» **PROBLEM STATEMENT**: Copy the data that follows exactly. Include no pictures.
** begin SUPPLIED DATA **
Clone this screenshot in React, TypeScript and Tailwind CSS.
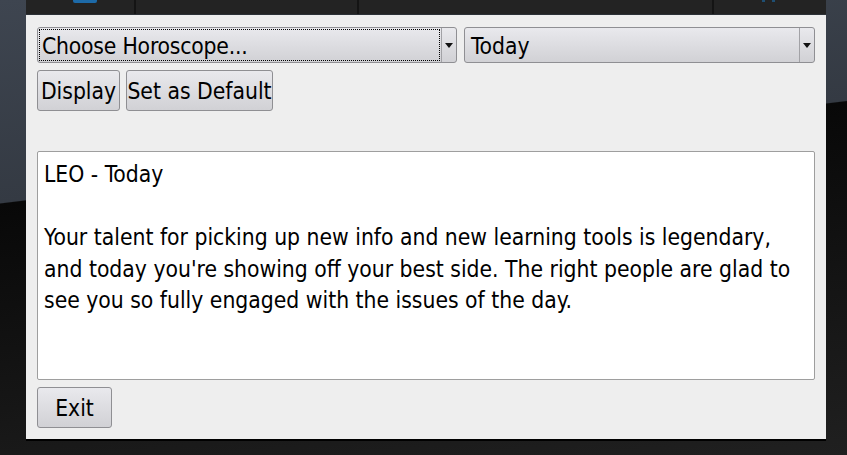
import React from 'react';

const font = "font-['DejaVu_Sans_Condensed','DejaVu_Sans',sans-serif]";

const Arrow = () => (
  <svg width="8" height="5" viewBox="0 0 8 5" className="block">
    <path d="M0 0h8L4 5z" fill="#111" />
  </svg>
);

const Combo = ({ label, width, focused }: { label: string; width: string; focused?: boolean }) => (
  <div
    className={`${width} h-full flex rounded-[3px] border border-[#8f8f93] bg-gradient-to-b from-[#e9e9ed] to-[#d1d1d5]`}
  >
    <div className="flex-1 p-px">
      <div
        className={`h-full flex items-center pt-[2px] ${
          focused ? 'pl-[2px] border border-dotted border-black tracking-[-0.2px]' : 'pl-[5px]'
        }`}
      >
        {label}
      </div>
    </div>
    <div className="w-[15px] border-l border-[#a2a2a6] flex items-center justify-center">
      <Arrow />
    </div>
  </div>
);

const Button = ({ label, width }: { label: string; width: string }) => (
  <button
    className={`${width} h-[41px] pt-[2px] rounded-[3px] border border-[#8f8f93] bg-gradient-to-b from-[#e9e9ed] to-[#d1d1d5] flex items-center justify-center text-black`}
  >
    {label}
  </button>
);

export default function App() {
  return (
    <div
      className={`w-[847px] h-[455px] overflow-hidden bg-[linear-gradient(173.1deg,#3e4550_0%,#343a43_36.4%,#080808_36.6%,#111111_60%,#202020_100%)] ${font} text-[22.7px] text-black`}
    >
      <div className="ml-[26px] w-[800px] h-[441px] flex flex-col border-b-2 border-black">
        {/* top bar */}
        <div className="h-[15px] flex bg-[#232323] border-b border-[#2c3137]">
          <div className="w-[110px] relative border-r-2 border-[#141414]">
            <div className="absolute left-[47px] top-0 w-[24px] h-[3px] bg-[#1d6aa8] rounded-b-[2px]" />
          </div>
          <div className="w-[223px] border-r-2 border-[#141414]" />
          <div className="w-[355px] border-r-2 border-[#141414]" />
          <div className="flex-1 relative">
            <div className="absolute left-[48px] top-0 w-[3px] h-[2px] bg-[#1f4f73]" />
            <div className="absolute left-[58px] top-0 w-[3px] h-[2px] bg-[#1f4f73]" />
          </div>
        </div>

        {/* panel */}
        <div className="flex-1 bg-[#eeeeee] pl-[11px] pt-[12px]">
          <div className="flex gap-[7px] h-[36px]">
            <Combo label="Choose Horoscope..." width="w-[420px]" focused />
            <Combo label="Today" width="w-[351px]" />
          </div>

          <div className="flex gap-[6px] mt-[7px]">
            <Button label="Display" width="w-[83px]" />
            <Button label="Set as Default" width="w-[147px]" />
          </div>

          <div className="mt-[40px] w-[778px] h-[229px] bg-white border border-[#9e9e9e] rounded-[2px] pl-[6px] pr-[8px] pt-[7px] leading-[31.5px]">
            <p>LEO - Today</p>
            <p className="mt-[31.5px]">
              Your talent for picking up new info and new learning tools is legendary,
              and today you're showing off your best side. The right people are glad to
              see you so fully engaged with the issues of the day.
            </p>
          </div>

          <div className="mt-[7px]">
            <Button label="Exit" width="w-[75px]" />
          </div>
        </div>
      </div>
    </div>
  );
}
** end SUPPLIED DATA **
» **FULL RESPONSE**:
Clone this screenshot in React, TypeScript and Tailwind CSS.
import React from 'react';

const font = "font-['DejaVu_Sans_Condensed','DejaVu_Sans',sans-serif]";

const Arrow = () => (
  <svg width="8" height="5" viewBox="0 0 8 5" className="block">
    <path d="M0 0h8L4 5z" fill="#111" />
  </svg>
);

const Combo = ({ label, width, focused }: { label: string; width: string; focused?: boolean }) => (
  <div
    className={`${width} h-full flex rounded-[3px] border border-[#8f8f93] bg-gradient-to-b from-[#e9e9ed] to-[#d1d1d5]`}
  >
    <div className="flex-1 p-px">
      <div
        className={`h-full flex items-center pt-[2px] ${
          focused ? 'pl-[2px] border border-dotted border-black tracking-[-0.2px]' : 'pl-[5px]'
        }`}
      >
        {label}
      </div>
    </div>
    <div className="w-[15px] border-l border-[#a2a2a6] flex items-center justify-center">
      <Arrow />
    </div>
  </div>
);

const Button = ({ label, width }: { label: string; width: string }) => (
  <button
    className={`${width} h-[41px] pt-[2px] rounded-[3px] border border-[#8f8f93] bg-gradient-to-b from-[#e9e9ed] to-[#d1d1d5] flex items-center justify-center text-black`}
  >
    {label}
  </button>
);

export default function App() {
  return (
    <div
      className={`w-[847px] h-[455px] overflow-hidden bg-[linear-gradient(173.1deg,#3e4550_0%,#343a43_36.4%,#080808_36.6%,#111111_60%,#202020_100%)] ${font} text-[22.7px] text-black`}
    >
      <div className="ml-[26px] w-[800px] h-[441px] flex flex-col border-b-2 border-black">
        {/* top bar */}
        <div className="h-[15px] flex bg-[#232323] border-b border-[#2c3137]">
          <div className="w-[110px] relative border-r-2 border-[#141414]">
            <div className="absolute left-[47px] top-0 w-[24px] h-[3px] bg-[#1d6aa8] rounded-b-[2px]" />
          </div>
          <div className="w-[223px] border-r-2 border-[#141414]" />
          <div className="w-[355px] border-r-2 border-[#141414]" />
          <div className="flex-1 relative">
            <div className="absolute left-[48px] top-0 w-[3px] h-[2px] bg-[#1f4f73]" />
            <div className="absolute left-[58px] top-0 w-[3px] h-[2px] bg-[#1f4f73]" />
          </div>
        </div>

        {/* panel */}
        <div className="flex-1 bg-[#eeeeee] pl-[11px] pt-[12px]">
          <div className="flex gap-[7px] h-[36px]">
            <Combo label="Choose Horoscope..." width="w-[420px]" focused />
            <Combo label="Today" width="w-[351px]" />
          </div>

          <div className="flex gap-[6px] mt-[7px]">
            <Button label="Display" width="w-[83px]" />
            <Button label="Set as Default" width="w-[147px]" />
          </div>

          <div className="mt-[40px] w-[778px] h-[229px] bg-white border border-[#9e9e9e] rounded-[2px] pl-[6px] pr-[8px] pt-[7px] leading-[31.5px]">
            <p>LEO - Today</p>
            <p className="mt-[31.5px]">
              Your talent for picking up new info and new learning tools is legendary,
              and today you're showing off your best side. The right people are glad to
              see you so fully engaged with the issues of the day.
            </p>
          </div>

          <div className="mt-[7px]">
            <Button label="Exit" width="w-[75px]" />
          </div>
        </div>
      </div>
    </div>
  );
}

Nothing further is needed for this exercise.